## REQUEST
Repeat, exactly and completely, the material that follows. Omit the pictures.

## SUPPLIED MATERIAL
---
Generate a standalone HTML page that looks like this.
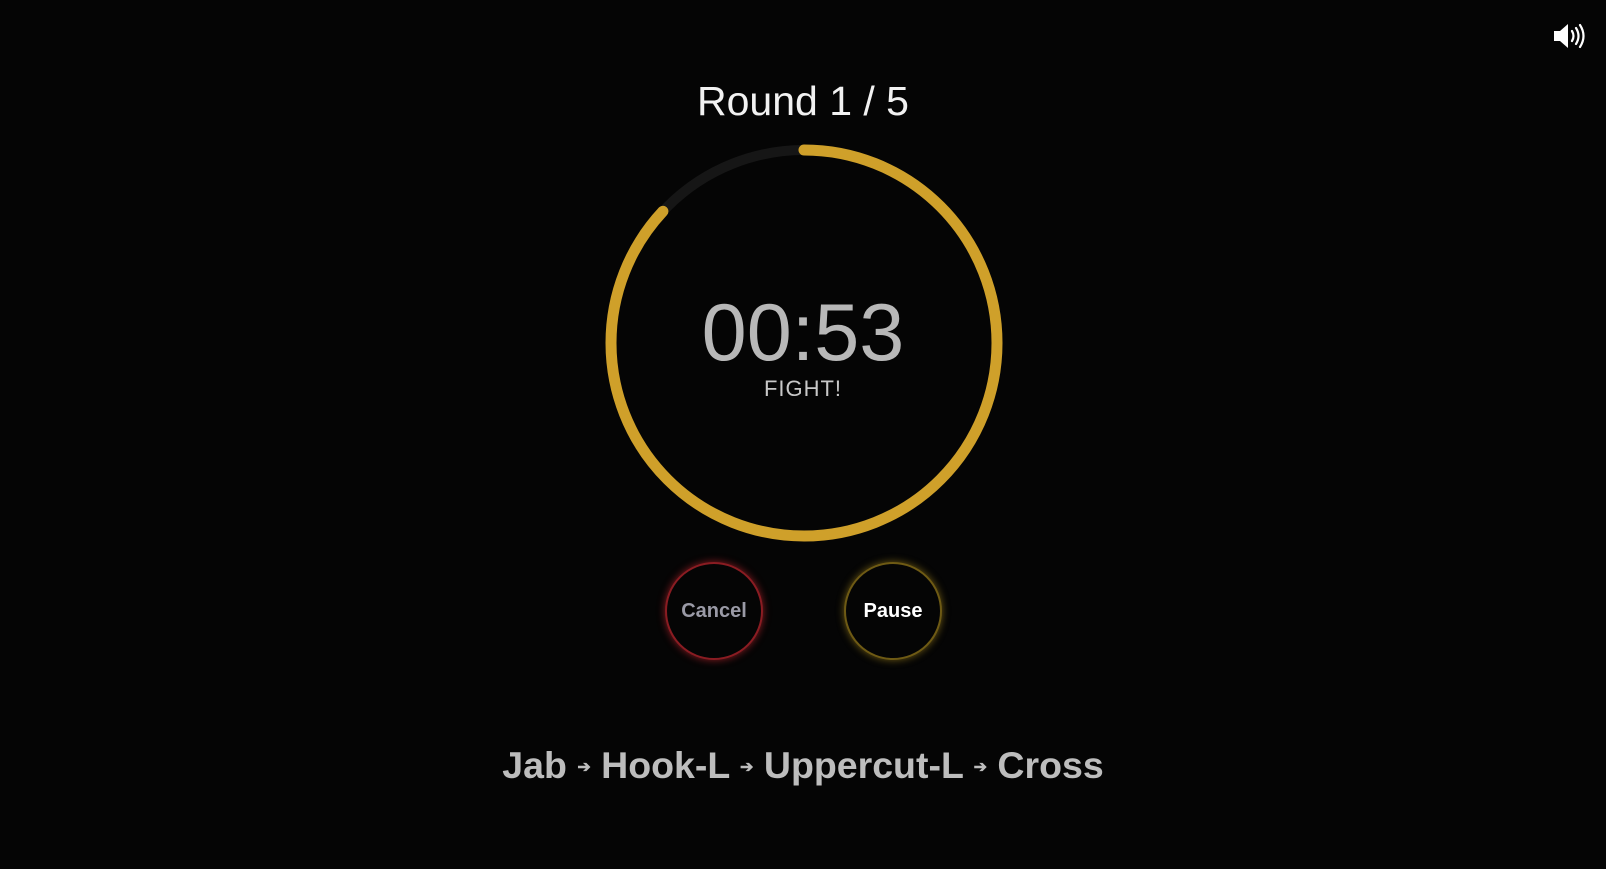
<!DOCTYPE html>
<html><head><meta charset="utf-8"><style>
html,body{margin:0;padding:0;background:#050505;width:1606px;height:869px;overflow:hidden;font-family:"Liberation Sans",Arial,sans-serif}
.t{position:absolute;left:0;width:1606px;text-align:center}
.btn{position:absolute;width:98px;height:98px;border-radius:50%;box-sizing:border-box;display:flex;align-items:center;justify-content:center;font-weight:bold;font-size:20px;background:#050505}
</style></head><body>
<svg style="position:absolute;left:1552px;top:22px" width="34" height="28" viewBox="0 0 34 28">
<path d="M2 9h6l8-7v24l-8-7H2z" fill="#fff"/>
<path d="M20 9q3 5 0 10M24 6q5 8 0 16M28 3q7 11 0 22" stroke="#fff" stroke-width="2.2" fill="none" stroke-linecap="round"/>
</svg>
<div class="t" style="top:78px;font-size:41px;color:#f2f2f2">Round 1 / 5</div>
<svg style="position:absolute;left:0;top:0" width="1606" height="869">
<circle cx="804" cy="343" r="193" fill="none" stroke="#161616" stroke-width="10"/>
<circle cx="804" cy="343" r="193" fill="none" stroke="#cfa02a" stroke-width="11" stroke-linecap="round" stroke-dasharray="1054 2000" transform="rotate(-90 804 343)"/>
</svg>
<div class="t" style="top:287px;font-size:81px;color:#b8b8b8">00:53</div>
<div class="t" style="top:376px;font-size:22px;color:#c8c8c8;letter-spacing:1px">FIGHT!</div>
<div class="btn" style="left:665px;top:562px;border:2px solid #8a1c22;box-shadow:0 0 8px #8a1c22;color:#9a9aa6">Cancel</div>
<div class="btn" style="left:844px;top:562px;border:2px solid #6e5a14;box-shadow:0 0 8px #6e5a14;color:#fff">Pause</div>
<div class="t" style="top:744px;font-size:37.5px;font-weight:bold;color:#bdbdbd">Jab <span style="font-size:16px;vertical-align:6px">➔</span> Hook-L <span style="font-size:16px;vertical-align:6px">➔</span> Uppercut-L <span style="font-size:16px;vertical-align:6px">➔</span> Cross</div>
</body></html>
---
## SOLUTION FOR THIS TASK
Generate a standalone HTML page that looks like this.
<!DOCTYPE html>
<html><head><meta charset="utf-8"><style>
html,body{margin:0;padding:0;background:#050505;width:1606px;height:869px;overflow:hidden;font-family:"Liberation Sans",Arial,sans-serif}
.t{position:absolute;left:0;width:1606px;text-align:center}
.btn{position:absolute;width:98px;height:98px;border-radius:50%;box-sizing:border-box;display:flex;align-items:center;justify-content:center;font-weight:bold;font-size:20px;background:#050505}
</style></head><body>
<svg style="position:absolute;left:1552px;top:22px" width="34" height="28" viewBox="0 0 34 28">
<path d="M2 9h6l8-7v24l-8-7H2z" fill="#fff"/>
<path d="M20 9q3 5 0 10M24 6q5 8 0 16M28 3q7 11 0 22" stroke="#fff" stroke-width="2.2" fill="none" stroke-linecap="round"/>
</svg>
<div class="t" style="top:78px;font-size:41px;color:#f2f2f2">Round 1 / 5</div>
<svg style="position:absolute;left:0;top:0" width="1606" height="869">
<circle cx="804" cy="343" r="193" fill="none" stroke="#161616" stroke-width="10"/>
<circle cx="804" cy="343" r="193" fill="none" stroke="#cfa02a" stroke-width="11" stroke-linecap="round" stroke-dasharray="1054 2000" transform="rotate(-90 804 343)"/>
</svg>
<div class="t" style="top:287px;font-size:81px;color:#b8b8b8">00:53</div>
<div class="t" style="top:376px;font-size:22px;color:#c8c8c8;letter-spacing:1px">FIGHT!</div>
<div class="btn" style="left:665px;top:562px;border:2px solid #8a1c22;box-shadow:0 0 8px #8a1c22;color:#9a9aa6">Cancel</div>
<div class="btn" style="left:844px;top:562px;border:2px solid #6e5a14;box-shadow:0 0 8px #6e5a14;color:#fff">Pause</div>
<div class="t" style="top:744px;font-size:37.5px;font-weight:bold;color:#bdbdbd">Jab <span style="font-size:16px;vertical-align:6px">➔</span> Hook-L <span style="font-size:16px;vertical-align:6px">➔</span> Uppercut-L <span style="font-size:16px;vertical-align:6px">➔</span> Cross</div>
</body></html>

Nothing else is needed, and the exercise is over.